# Input rows:
----------
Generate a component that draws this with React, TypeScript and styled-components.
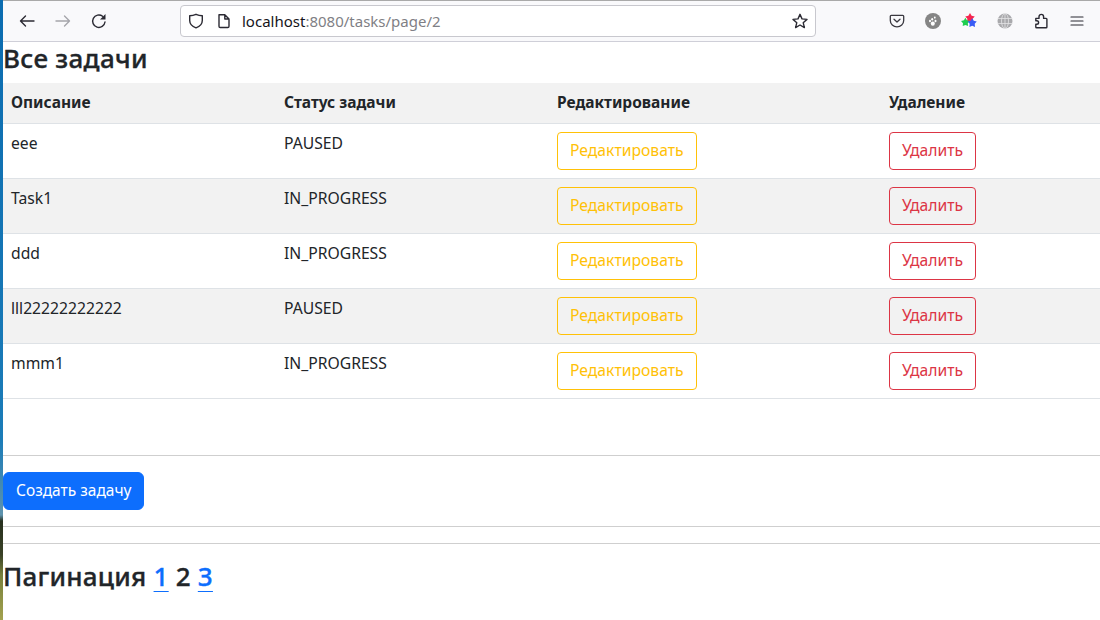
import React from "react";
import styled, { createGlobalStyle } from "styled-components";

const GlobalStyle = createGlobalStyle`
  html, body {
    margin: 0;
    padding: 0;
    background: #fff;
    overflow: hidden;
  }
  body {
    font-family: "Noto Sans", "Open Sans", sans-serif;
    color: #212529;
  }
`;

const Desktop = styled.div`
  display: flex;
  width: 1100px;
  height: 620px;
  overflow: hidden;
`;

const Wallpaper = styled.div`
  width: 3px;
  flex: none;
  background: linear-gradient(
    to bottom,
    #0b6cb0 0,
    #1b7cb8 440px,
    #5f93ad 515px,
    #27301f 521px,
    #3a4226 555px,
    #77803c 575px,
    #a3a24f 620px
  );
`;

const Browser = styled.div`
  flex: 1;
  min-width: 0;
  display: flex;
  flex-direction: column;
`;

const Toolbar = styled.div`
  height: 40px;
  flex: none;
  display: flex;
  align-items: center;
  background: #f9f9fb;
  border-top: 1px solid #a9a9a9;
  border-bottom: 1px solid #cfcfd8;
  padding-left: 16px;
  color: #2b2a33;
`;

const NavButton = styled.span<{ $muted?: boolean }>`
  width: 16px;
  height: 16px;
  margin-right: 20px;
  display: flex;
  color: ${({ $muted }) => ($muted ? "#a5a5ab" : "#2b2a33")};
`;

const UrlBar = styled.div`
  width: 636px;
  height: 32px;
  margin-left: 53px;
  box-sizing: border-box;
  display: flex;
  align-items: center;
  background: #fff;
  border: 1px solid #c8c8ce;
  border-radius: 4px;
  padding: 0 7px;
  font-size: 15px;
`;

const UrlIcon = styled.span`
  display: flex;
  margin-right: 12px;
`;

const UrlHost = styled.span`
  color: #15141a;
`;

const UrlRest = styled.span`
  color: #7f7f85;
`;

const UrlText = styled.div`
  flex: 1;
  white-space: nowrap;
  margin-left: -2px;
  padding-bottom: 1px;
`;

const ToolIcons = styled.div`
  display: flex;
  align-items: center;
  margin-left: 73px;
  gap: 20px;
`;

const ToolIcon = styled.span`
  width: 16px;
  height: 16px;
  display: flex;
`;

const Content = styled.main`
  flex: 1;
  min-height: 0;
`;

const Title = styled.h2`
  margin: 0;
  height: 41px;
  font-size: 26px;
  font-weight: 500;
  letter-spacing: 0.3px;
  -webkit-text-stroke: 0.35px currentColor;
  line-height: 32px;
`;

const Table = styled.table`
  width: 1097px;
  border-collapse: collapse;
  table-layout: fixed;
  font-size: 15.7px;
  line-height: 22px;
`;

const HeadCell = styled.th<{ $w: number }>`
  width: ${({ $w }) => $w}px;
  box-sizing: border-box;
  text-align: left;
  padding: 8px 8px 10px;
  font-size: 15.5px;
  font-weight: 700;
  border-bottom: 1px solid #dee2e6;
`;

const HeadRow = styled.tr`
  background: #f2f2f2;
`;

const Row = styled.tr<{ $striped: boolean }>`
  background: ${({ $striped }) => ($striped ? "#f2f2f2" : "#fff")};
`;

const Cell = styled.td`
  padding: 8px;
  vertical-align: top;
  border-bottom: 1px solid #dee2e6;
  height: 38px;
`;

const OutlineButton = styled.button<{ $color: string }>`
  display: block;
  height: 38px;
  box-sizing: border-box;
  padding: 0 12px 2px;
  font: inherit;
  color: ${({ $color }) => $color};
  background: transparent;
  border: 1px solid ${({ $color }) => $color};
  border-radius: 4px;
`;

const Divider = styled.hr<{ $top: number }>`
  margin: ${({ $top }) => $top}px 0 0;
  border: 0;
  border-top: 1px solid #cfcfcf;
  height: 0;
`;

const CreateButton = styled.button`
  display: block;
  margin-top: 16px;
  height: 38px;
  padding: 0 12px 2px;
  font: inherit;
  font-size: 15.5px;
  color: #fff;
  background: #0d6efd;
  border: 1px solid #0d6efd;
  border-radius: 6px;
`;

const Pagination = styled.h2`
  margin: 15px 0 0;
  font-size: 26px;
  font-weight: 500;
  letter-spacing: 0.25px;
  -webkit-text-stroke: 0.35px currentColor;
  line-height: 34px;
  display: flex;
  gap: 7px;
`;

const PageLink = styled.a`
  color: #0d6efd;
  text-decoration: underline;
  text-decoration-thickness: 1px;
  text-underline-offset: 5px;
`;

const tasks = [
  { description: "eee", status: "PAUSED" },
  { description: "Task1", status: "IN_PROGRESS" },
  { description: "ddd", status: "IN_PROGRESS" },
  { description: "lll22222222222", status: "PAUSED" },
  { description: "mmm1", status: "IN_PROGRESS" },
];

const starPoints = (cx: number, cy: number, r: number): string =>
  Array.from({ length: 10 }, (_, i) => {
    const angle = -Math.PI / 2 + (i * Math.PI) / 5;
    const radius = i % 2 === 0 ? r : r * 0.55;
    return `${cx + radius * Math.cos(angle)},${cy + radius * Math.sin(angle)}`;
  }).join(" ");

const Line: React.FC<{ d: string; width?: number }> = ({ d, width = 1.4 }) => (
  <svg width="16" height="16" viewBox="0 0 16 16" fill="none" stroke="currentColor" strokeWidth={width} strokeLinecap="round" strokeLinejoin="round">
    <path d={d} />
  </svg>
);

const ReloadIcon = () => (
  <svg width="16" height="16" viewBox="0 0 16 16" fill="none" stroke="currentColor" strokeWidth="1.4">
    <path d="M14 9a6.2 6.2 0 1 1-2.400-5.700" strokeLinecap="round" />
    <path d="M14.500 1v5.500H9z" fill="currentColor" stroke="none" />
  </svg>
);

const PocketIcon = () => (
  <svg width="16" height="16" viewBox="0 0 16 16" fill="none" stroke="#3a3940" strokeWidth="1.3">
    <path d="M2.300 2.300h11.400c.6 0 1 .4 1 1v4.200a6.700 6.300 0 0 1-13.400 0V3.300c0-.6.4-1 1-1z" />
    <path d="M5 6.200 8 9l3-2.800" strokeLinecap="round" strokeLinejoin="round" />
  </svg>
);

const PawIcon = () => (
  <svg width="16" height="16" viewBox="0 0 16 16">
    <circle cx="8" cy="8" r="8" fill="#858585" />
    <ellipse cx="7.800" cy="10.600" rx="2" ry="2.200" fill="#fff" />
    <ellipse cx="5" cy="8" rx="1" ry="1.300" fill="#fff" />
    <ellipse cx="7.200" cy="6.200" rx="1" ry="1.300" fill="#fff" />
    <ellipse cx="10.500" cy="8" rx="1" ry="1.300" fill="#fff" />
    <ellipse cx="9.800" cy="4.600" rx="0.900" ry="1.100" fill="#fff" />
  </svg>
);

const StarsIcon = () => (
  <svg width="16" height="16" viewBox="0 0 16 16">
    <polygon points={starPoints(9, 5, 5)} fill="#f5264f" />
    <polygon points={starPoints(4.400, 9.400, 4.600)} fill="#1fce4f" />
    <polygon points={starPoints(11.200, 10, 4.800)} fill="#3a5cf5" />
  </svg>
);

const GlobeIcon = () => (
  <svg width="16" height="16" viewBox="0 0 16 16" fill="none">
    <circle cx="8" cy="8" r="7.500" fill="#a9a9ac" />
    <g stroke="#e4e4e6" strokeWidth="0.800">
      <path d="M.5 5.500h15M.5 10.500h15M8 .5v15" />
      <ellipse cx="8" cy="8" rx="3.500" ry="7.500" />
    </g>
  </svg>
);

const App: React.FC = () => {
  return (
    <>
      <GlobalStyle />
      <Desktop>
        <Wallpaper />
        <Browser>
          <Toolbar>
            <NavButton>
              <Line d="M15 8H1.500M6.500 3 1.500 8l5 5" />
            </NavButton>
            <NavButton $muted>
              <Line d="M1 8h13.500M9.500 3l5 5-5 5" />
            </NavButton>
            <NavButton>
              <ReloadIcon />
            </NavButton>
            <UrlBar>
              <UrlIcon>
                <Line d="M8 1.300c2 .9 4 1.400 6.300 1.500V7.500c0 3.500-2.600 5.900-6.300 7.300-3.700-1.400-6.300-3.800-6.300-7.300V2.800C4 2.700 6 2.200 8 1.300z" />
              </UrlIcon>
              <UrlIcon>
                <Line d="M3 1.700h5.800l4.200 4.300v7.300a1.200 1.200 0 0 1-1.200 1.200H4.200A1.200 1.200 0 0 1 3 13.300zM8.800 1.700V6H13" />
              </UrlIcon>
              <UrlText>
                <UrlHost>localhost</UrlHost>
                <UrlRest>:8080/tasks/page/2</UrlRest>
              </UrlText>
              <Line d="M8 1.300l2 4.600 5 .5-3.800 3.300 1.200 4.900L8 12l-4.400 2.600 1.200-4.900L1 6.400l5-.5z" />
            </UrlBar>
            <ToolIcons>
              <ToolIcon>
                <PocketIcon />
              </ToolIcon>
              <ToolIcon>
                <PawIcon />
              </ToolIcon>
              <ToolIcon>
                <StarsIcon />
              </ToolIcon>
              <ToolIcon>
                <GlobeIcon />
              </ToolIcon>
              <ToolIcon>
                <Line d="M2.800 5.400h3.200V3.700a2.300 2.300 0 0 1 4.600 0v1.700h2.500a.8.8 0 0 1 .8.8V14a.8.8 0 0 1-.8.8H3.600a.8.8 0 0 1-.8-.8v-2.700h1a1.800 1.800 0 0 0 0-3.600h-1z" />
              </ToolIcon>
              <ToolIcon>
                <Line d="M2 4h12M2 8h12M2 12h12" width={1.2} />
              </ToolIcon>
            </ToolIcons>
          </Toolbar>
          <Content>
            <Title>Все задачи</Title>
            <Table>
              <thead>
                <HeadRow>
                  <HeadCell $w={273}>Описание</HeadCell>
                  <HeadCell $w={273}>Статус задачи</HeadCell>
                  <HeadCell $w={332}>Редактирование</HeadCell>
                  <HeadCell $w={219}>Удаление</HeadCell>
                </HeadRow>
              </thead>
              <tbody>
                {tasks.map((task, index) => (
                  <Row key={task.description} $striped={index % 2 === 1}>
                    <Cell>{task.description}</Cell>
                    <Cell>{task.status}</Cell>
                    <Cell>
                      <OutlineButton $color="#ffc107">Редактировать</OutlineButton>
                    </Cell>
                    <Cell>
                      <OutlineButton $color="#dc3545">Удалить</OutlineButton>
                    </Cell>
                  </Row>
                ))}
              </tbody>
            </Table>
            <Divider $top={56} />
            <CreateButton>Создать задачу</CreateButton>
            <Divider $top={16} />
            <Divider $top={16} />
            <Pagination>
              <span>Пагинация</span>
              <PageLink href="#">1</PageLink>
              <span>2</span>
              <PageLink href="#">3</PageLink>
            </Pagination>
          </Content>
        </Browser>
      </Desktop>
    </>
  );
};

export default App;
----------
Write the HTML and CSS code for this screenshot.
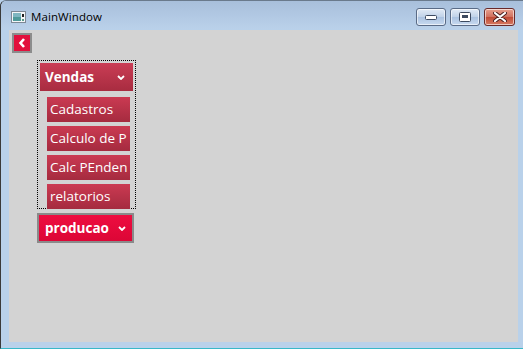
----------
# Your goal:
List each line holding the string "React".

# Task solution:
Generate a component that draws this with React, TypeScript and styled-components.
import React from "react";
const Line: React.FC<{ d: string; width?: number }> = ({ d, width = 1.4 }) => (
const App: React.FC = () => {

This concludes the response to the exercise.